WHAT NEEDS TO BE DONE: Below is a block of records: output all of them exactly and leave out the pictures.

===

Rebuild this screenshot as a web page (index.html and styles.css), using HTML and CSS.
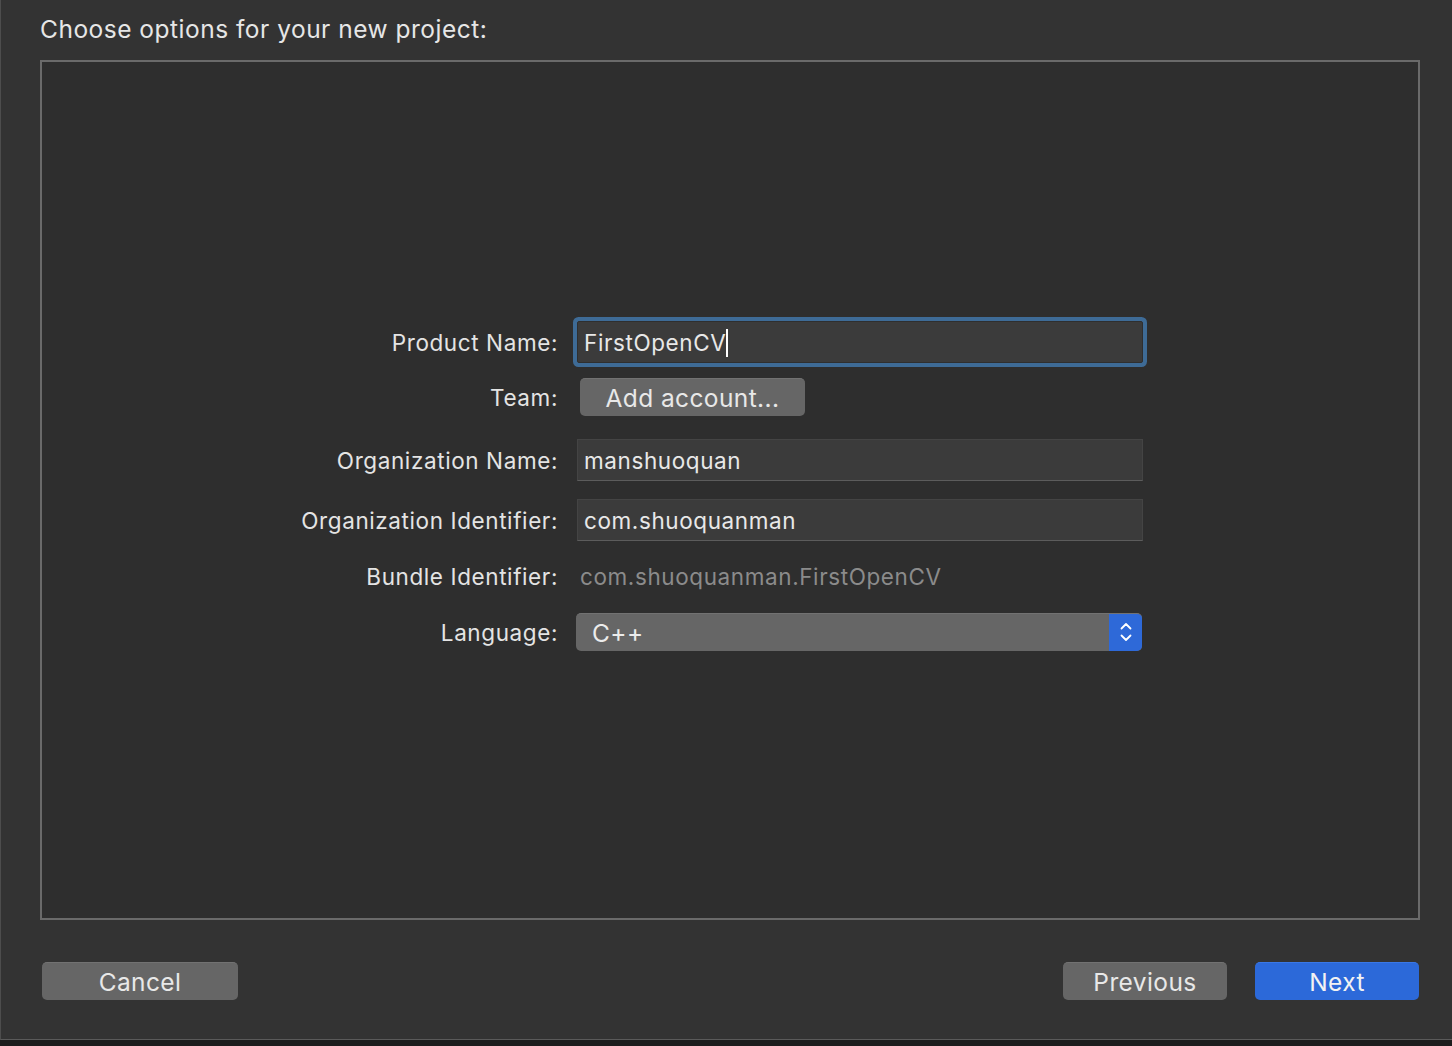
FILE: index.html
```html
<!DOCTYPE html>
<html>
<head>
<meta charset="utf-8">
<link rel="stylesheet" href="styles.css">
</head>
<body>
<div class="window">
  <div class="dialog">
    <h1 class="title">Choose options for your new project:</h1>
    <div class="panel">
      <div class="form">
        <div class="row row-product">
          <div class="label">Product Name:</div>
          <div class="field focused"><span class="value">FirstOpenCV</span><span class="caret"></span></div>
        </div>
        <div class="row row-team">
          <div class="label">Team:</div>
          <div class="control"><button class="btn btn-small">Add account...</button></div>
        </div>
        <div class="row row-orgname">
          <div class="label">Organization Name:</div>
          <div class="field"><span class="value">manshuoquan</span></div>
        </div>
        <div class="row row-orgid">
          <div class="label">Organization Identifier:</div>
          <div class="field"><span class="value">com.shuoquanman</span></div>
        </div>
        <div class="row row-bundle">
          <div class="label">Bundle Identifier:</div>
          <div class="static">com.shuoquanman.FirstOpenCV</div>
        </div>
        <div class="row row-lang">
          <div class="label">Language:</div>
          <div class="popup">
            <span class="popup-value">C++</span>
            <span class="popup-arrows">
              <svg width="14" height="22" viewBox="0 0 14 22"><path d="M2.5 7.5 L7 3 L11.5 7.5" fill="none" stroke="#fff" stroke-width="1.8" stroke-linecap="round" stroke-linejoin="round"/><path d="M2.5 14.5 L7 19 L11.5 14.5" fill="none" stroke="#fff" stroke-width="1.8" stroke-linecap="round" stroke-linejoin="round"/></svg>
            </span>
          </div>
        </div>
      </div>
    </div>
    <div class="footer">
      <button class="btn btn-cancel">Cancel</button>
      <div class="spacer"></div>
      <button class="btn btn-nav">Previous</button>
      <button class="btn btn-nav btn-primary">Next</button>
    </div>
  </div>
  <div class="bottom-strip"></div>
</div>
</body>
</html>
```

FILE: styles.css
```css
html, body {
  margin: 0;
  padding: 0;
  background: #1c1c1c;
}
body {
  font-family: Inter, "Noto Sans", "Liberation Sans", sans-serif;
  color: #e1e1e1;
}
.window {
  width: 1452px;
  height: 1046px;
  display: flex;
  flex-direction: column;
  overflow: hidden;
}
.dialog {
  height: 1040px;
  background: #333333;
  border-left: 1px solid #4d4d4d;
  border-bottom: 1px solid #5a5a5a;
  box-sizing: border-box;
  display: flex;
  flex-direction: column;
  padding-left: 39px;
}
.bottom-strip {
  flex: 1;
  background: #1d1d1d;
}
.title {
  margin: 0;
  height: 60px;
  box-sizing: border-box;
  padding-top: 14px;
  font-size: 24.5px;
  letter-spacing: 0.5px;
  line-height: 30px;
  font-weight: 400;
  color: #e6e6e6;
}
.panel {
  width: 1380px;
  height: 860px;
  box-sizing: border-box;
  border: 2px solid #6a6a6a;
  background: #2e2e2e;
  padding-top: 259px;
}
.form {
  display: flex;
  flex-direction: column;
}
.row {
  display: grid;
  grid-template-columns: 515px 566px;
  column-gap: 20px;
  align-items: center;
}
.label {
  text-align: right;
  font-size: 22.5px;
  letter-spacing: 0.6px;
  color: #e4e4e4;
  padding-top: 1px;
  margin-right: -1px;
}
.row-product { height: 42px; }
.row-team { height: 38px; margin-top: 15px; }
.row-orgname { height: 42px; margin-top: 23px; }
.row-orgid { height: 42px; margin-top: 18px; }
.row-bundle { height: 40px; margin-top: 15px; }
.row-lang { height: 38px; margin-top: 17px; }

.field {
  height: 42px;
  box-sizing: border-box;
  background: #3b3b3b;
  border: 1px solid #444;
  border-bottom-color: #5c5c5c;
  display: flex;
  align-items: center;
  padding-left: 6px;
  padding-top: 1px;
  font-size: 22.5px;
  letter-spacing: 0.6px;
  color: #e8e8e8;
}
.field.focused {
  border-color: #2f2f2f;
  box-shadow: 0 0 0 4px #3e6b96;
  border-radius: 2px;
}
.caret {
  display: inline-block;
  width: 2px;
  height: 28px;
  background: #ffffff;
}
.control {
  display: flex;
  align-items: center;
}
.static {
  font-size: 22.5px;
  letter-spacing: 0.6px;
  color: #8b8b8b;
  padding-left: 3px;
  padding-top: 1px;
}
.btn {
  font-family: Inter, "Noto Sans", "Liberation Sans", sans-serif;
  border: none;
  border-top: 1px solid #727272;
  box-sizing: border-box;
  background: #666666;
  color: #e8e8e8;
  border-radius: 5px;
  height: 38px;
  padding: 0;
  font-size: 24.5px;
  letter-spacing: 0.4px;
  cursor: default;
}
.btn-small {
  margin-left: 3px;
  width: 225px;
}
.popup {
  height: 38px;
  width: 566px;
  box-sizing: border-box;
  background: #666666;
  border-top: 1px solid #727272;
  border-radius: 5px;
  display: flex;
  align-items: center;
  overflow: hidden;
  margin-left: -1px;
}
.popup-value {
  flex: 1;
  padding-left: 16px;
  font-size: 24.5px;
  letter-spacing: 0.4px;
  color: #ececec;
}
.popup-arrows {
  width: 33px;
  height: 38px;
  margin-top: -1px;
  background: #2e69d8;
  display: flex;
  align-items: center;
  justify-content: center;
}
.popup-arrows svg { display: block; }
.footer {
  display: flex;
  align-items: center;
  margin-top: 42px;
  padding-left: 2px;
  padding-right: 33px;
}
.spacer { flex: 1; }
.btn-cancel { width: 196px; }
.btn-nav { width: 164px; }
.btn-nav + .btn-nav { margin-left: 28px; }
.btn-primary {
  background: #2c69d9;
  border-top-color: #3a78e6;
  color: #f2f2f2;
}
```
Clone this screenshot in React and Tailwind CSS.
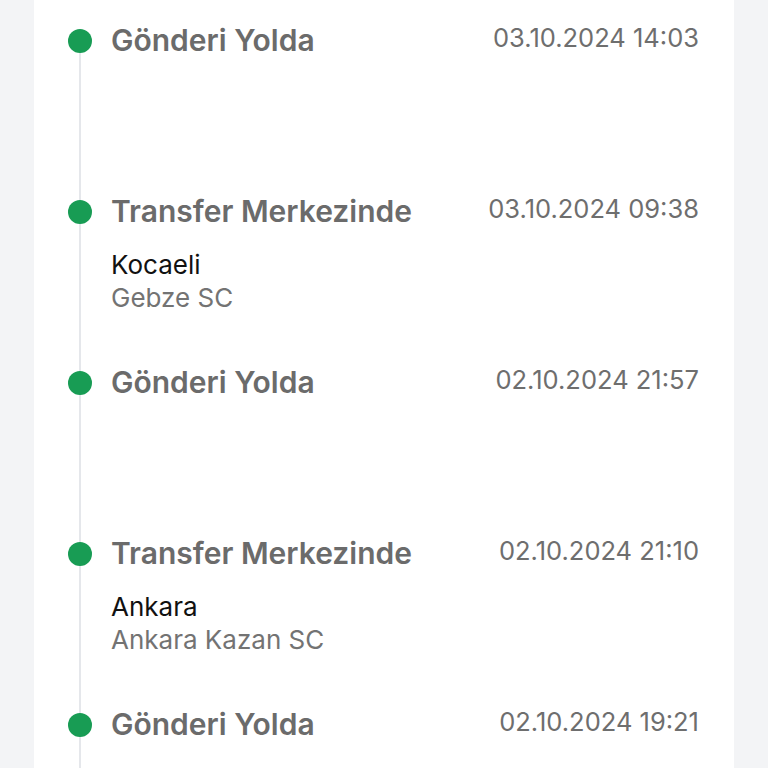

===

THE RESULT:
Rebuild this screenshot as a web page (index.html and styles.css), using HTML and CSS.
FILE: index.html
```html
<!DOCTYPE html>
<html>
<head>
<meta charset="utf-8">
<link rel="stylesheet" href="styles.css">
</head>
<body>
<div class="window">
  <div class="dialog">
    <h1 class="title">Choose options for your new project:</h1>
    <div class="panel">
      <div class="form">
        <div class="row row-product">
          <div class="label">Product Name:</div>
          <div class="field focused"><span class="value">FirstOpenCV</span><span class="caret"></span></div>
        </div>
        <div class="row row-team">
          <div class="label">Team:</div>
          <div class="control"><button class="btn btn-small">Add account...</button></div>
        </div>
        <div class="row row-orgname">
          <div class="label">Organization Name:</div>
          <div class="field"><span class="value">manshuoquan</span></div>
        </div>
        <div class="row row-orgid">
          <div class="label">Organization Identifier:</div>
          <div class="field"><span class="value">com.shuoquanman</span></div>
        </div>
        <div class="row row-bundle">
          <div class="label">Bundle Identifier:</div>
          <div class="static">com.shuoquanman.FirstOpenCV</div>
        </div>
        <div class="row row-lang">
          <div class="label">Language:</div>
          <div class="popup">
            <span class="popup-value">C++</span>
            <span class="popup-arrows">
              <svg width="14" height="22" viewBox="0 0 14 22"><path d="M2.5 7.5 L7 3 L11.5 7.5" fill="none" stroke="#fff" stroke-width="1.8" stroke-linecap="round" stroke-linejoin="round"/><path d="M2.5 14.5 L7 19 L11.5 14.5" fill="none" stroke="#fff" stroke-width="1.8" stroke-linecap="round" stroke-linejoin="round"/></svg>
            </span>
          </div>
        </div>
      </div>
    </div>
    <div class="footer">
      <button class="btn btn-cancel">Cancel</button>
      <div class="spacer"></div>
      <button class="btn btn-nav">Previous</button>
      <button class="btn btn-nav btn-primary">Next</button>
    </div>
  </div>
  <div class="bottom-strip"></div>
</div>
</body>
</html>
```

FILE: styles.css
```css
html, body {
  margin: 0;
  padding: 0;
  background: #1c1c1c;
}
body {
  font-family: Inter, "Noto Sans", "Liberation Sans", sans-serif;
  color: #e1e1e1;
}
.window {
  width: 1452px;
  height: 1046px;
  display: flex;
  flex-direction: column;
  overflow: hidden;
}
.dialog {
  height: 1040px;
  background: #333333;
  border-left: 1px solid #4d4d4d;
  border-bottom: 1px solid #5a5a5a;
  box-sizing: border-box;
  display: flex;
  flex-direction: column;
  padding-left: 39px;
}
.bottom-strip {
  flex: 1;
  background: #1d1d1d;
}
.title {
  margin: 0;
  height: 60px;
  box-sizing: border-box;
  padding-top: 14px;
  font-size: 24.5px;
  letter-spacing: 0.5px;
  line-height: 30px;
  font-weight: 400;
  color: #e6e6e6;
}
.panel {
  width: 1380px;
  height: 860px;
  box-sizing: border-box;
  border: 2px solid #6a6a6a;
  background: #2e2e2e;
  padding-top: 259px;
}
.form {
  display: flex;
  flex-direction: column;
}
.row {
  display: grid;
  grid-template-columns: 515px 566px;
  column-gap: 20px;
  align-items: center;
}
.label {
  text-align: right;
  font-size: 22.5px;
  letter-spacing: 0.6px;
  color: #e4e4e4;
  padding-top: 1px;
  margin-right: -1px;
}
.row-product { height: 42px; }
.row-team { height: 38px; margin-top: 15px; }
.row-orgname { height: 42px; margin-top: 23px; }
.row-orgid { height: 42px; margin-top: 18px; }
.row-bundle { height: 40px; margin-top: 15px; }
.row-lang { height: 38px; margin-top: 17px; }

.field {
  height: 42px;
  box-sizing: border-box;
  background: #3b3b3b;
  border: 1px solid #444;
  border-bottom-color: #5c5c5c;
  display: flex;
  align-items: center;
  padding-left: 6px;
  padding-top: 1px;
  font-size: 22.5px;
  letter-spacing: 0.6px;
  color: #e8e8e8;
}
.field.focused {
  border-color: #2f2f2f;
  box-shadow: 0 0 0 4px #3e6b96;
  border-radius: 2px;
}
.caret {
  display: inline-block;
  width: 2px;
  height: 28px;
  background: #ffffff;
}
.control {
  display: flex;
  align-items: center;
}
.static {
  font-size: 22.5px;
  letter-spacing: 0.6px;
  color: #8b8b8b;
  padding-left: 3px;
  padding-top: 1px;
}
.btn {
  font-family: Inter, "Noto Sans", "Liberation Sans", sans-serif;
  border: none;
  border-top: 1px solid #727272;
  box-sizing: border-box;
  background: #666666;
  color: #e8e8e8;
  border-radius: 5px;
  height: 38px;
  padding: 0;
  font-size: 24.5px;
  letter-spacing: 0.4px;
  cursor: default;
}
.btn-small {
  margin-left: 3px;
  width: 225px;
}
.popup {
  height: 38px;
  width: 566px;
  box-sizing: border-box;
  background: #666666;
  border-top: 1px solid #727272;
  border-radius: 5px;
  display: flex;
  align-items: center;
  overflow: hidden;
  margin-left: -1px;
}
.popup-value {
  flex: 1;
  padding-left: 16px;
  font-size: 24.5px;
  letter-spacing: 0.4px;
  color: #ececec;
}
.popup-arrows {
  width: 33px;
  height: 38px;
  margin-top: -1px;
  background: #2e69d8;
  display: flex;
  align-items: center;
  justify-content: center;
}
.popup-arrows svg { display: block; }
.footer {
  display: flex;
  align-items: center;
  margin-top: 42px;
  padding-left: 2px;
  padding-right: 33px;
}
.spacer { flex: 1; }
.btn-cancel { width: 196px; }
.btn-nav { width: 164px; }
.btn-nav + .btn-nav { margin-left: 28px; }
.btn-primary {
  background: #2c69d9;
  border-top-color: #3a78e6;
  color: #f2f2f2;
}
```
Clone this screenshot in React and Tailwind CSS.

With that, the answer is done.